August 14, 2014 / 2:15 AM / 3 years ago

Nikkei extends rally, supported by public buying hopes

* Market supported by expectations of public accounts buying
    * Geopolitical worries, economic uncertainties seen limiting
    * Constructors one bright spot

    By Hideyuki Sano
    TOKYO, Aug 14 (Reuters) - Japanese shares rose on Thursday,
heartened by gains on Wall Street shares and on anticipation
that Japanese public pension funds and other public accounts
will step up buying to shore up the market.
    The Nikkei share average rose 0.6 percent in early
trade to 15,301.97 points, extending a three-day rally, though
trade volume was low due to Japanese traditional "obon" summer
    A rise above its 25-day moving average around 15,325 could
be a positive sign, though many market players see limited
upside potential given geopolitical concerns and worries about
softness in the economy.
    The gains this week have been largely driven by hopes of
more buying from the public sector, such as the $1.2 trillion 
Government Pension Investment Fund.
    The fund is expected to announce more allocations to
domestic stocks later this year as Prime Minister Shinzo Abe has
been urging the fund to review its bond-centric portfolio in
order to improve its returns.
    "For the market to rise further, we need to see upgrade in
corporate earnings.
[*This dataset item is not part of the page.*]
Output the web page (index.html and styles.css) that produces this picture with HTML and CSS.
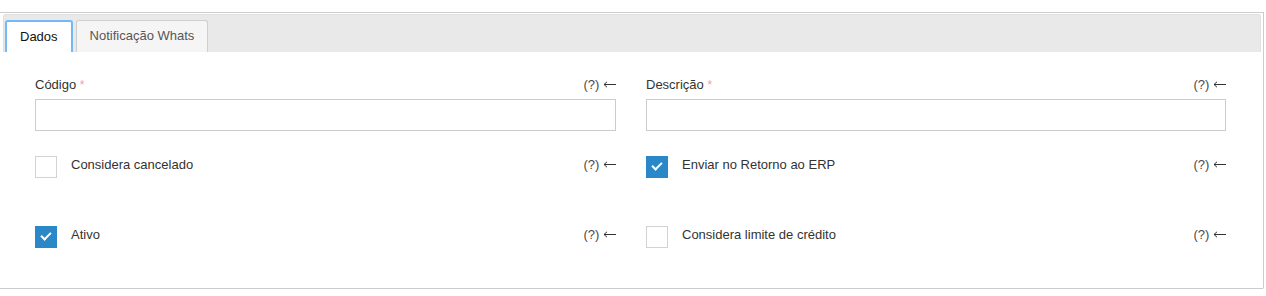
FILE: index.html
```html
<!DOCTYPE html>
<html lang="pt-BR">
<head>
    <meta charset="UTF-8">
    <title>Cadastro</title>
    <link rel="stylesheet" href="styles.css">
</head>
<body>
    <div class="panel">
        <div class="tab-bar">
            <div class="tab active">Dados</div>
            <div class="tab">Notificação Whats</div>
        </div>
        <div class="tab-content">
            <div class="form-grid">
                <div class="field">
                    <div class="field-head">
                        <label>Código <span class="req">*</span></label>
                        <span class="help">(?) <svg class="arrow" width="13" height="7" viewBox="0 0 13 7"><path d="M1 3.5H13M4 0.8L1 3.5L4 6.2" fill="none" stroke="#333" stroke-width="1"/></svg></span>
                    </div>
                    <input type="text" class="text-input">
                </div>
                <div class="field">
                    <div class="field-head">
                        <label>Descrição <span class="req">*</span></label>
                        <span class="help">(?) <svg class="arrow" width="13" height="7" viewBox="0 0 13 7"><path d="M1 3.5H13M4 0.8L1 3.5L4 6.2" fill="none" stroke="#333" stroke-width="1"/></svg></span>
                    </div>
                    <input type="text" class="text-input">
                </div>

                <div class="check-row">
                    <span class="check"></span>
                    <span class="check-label">Considera cancelado</span>
                    <span class="help">(?) <svg class="arrow" width="13" height="7" viewBox="0 0 13 7"><path d="M1 3.5H13M4 0.8L1 3.5L4 6.2" fill="none" stroke="#333" stroke-width="1"/></svg></span>
                </div>
                <div class="check-row">
                    <span class="check checked"></span>
                    <span class="check-label">Enviar no Retorno ao ERP</span>
                    <span class="help">(?) <svg class="arrow" width="13" height="7" viewBox="0 0 13 7"><path d="M1 3.5H13M4 0.8L1 3.5L4 6.2" fill="none" stroke="#333" stroke-width="1"/></svg></span>
                </div>

                <div class="check-row">
                    <span class="check checked"></span>
                    <span class="check-label">Ativo</span>
                    <span class="help">(?) <svg class="arrow" width="13" height="7" viewBox="0 0 13 7"><path d="M1 3.5H13M4 0.8L1 3.5L4 6.2" fill="none" stroke="#333" stroke-width="1"/></svg></span>
                </div>
                <div class="check-row">
                    <span class="check"></span>
                    <span class="check-label">Considera limite de crédito</span>
                    <span class="help">(?) <svg class="arrow" width="13" height="7" viewBox="0 0 13 7"><path d="M1 3.5H13M4 0.8L1 3.5L4 6.2" fill="none" stroke="#333" stroke-width="1"/></svg></span>
                </div>
            </div>
        </div>
    </div>
</body>
</html>
```

FILE: styles.css
```css
body {
    margin: 0;
    font-family: 'Liberation Sans', Arial, sans-serif;
    font-size: 13px;
    color: #333;
    background-color: #fff;
}

.panel {
    margin-top: 12px;
    width: 1258px;
    height: 272px;
    padding: 1px 2px 2px 3px;
    border: 1px solid #ccc;
    border-left: none;
    border-radius: 0 0 2px 0;
}

.tab-bar {
    display: flex;
    gap: 3px;
    height: 32px;
    padding: 5px 0 0 1px;
    background-color: #e9e9e9;
    border: 1px solid #e0e0e0;
    border-bottom: none;
    border-radius: 3px 3px 0 0;
}

.tab {
    height: 32px;
    box-sizing: border-box;
    padding: 0 13px;
    line-height: 30px;
    background-color: #f5f5f5;
    border: 1px solid #cfcfcf;
    border-bottom: none;
    border-radius: 3px 3px 0 0;
    color: #555;
}

.tab.active {
    background-color: #fff;
    color: #111;
    border: 2px solid #74b9f5;
    border-bottom: none;
    padding: 0 13px;
    line-height: 29px;
}

.tab-content {
    padding: 23px 31px 0 32px;
}

.form-grid {
    display: grid;
    grid-template-columns: 581px 580px;
    column-gap: 30px;
}

.field-head {
    display: flex;
    justify-content: space-between;
    line-height: 20px;
    height: 20px;
}

.req {
    color: #f7a19a;
    font-size: 12px;
}

.help {
    color: #4a4a4a;
    white-space: nowrap;
}

.arrow {
    vertical-align: 1px;
}

.text-input {
    display: block;
    margin-top: 4px;
    width: 100%;
    height: 32px;
    box-sizing: border-box;
    border: 1px solid #ccc;
    padding: 0 8px;
    font-family: inherit;
    font-size: 13px;
}

.check-row {
    display: flex;
    align-items: flex-start;
    height: 70px;
    line-height: 18px;
}

.form-grid .check-row:nth-child(3),
.form-grid .check-row:nth-child(4) {
    margin-top: 25px;
}

.check-label {
    flex: 1;
}

.check {
    flex: none;
    width: 22px;
    height: 22px;
    box-sizing: border-box;
    margin-right: 14px;
    border: 1px solid #d3d3d3;
    background-color: #fff;
    position: relative;
}

.check.checked {
    border: none;
    background-color: #2a88c8;
}

.check.checked::after {
    content: '';
    position: absolute;
    left: 6px;
    top: 6px;
    width: 8px;
    height: 4px;
    border-left: 2px solid #fff;
    border-bottom: 2px solid #fff;
    transform: rotate(-45deg);
}
```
And for that to happen, we need to see an
improving Japanese business sentiment," said Masayuki Doshida,
senior market analyst at Rakuten Securities.
    Indeed, machinery orders data published earlier joined a
long list of disappointing economic data in recent weeks. 
    Orders rose just 8.8 percent in June, way below average
forecast of 15.3 percent rise, even after massive falls in
preceding two months, adding to the evidence that the impact of
tax hike in April was bigger than initially thought.
    The figure came a day after the government said Japan's
economy shrank an annualised 6.8 percent in April-June, showing
growth has effectively stalled in the past three quarters.
    Amid short-term economic uncertainties, investors picked up
construction companies, which are seen as a long-term winning
bet as Tokyo hosts the Olympic Games in 2020.
    The construction companies subindex was the best
performer on Thursday morning, rising 1.4 percent.
    Obayashi Corp rose 3.3 percent and Kajima Corp 
gained 1.4 percent, both hitting seven-year highs while Shimizu
Corp rose 1.8 percent to an eight-year high.
    Bucking the trend, money lender Aiful fell 11.9
percent after it cut its profit outlook. It was the most traded
stocks on the main board.
    The broader Topix rose 0.5 percent while the new
JPX-Nikkei Index 400 also rose as much.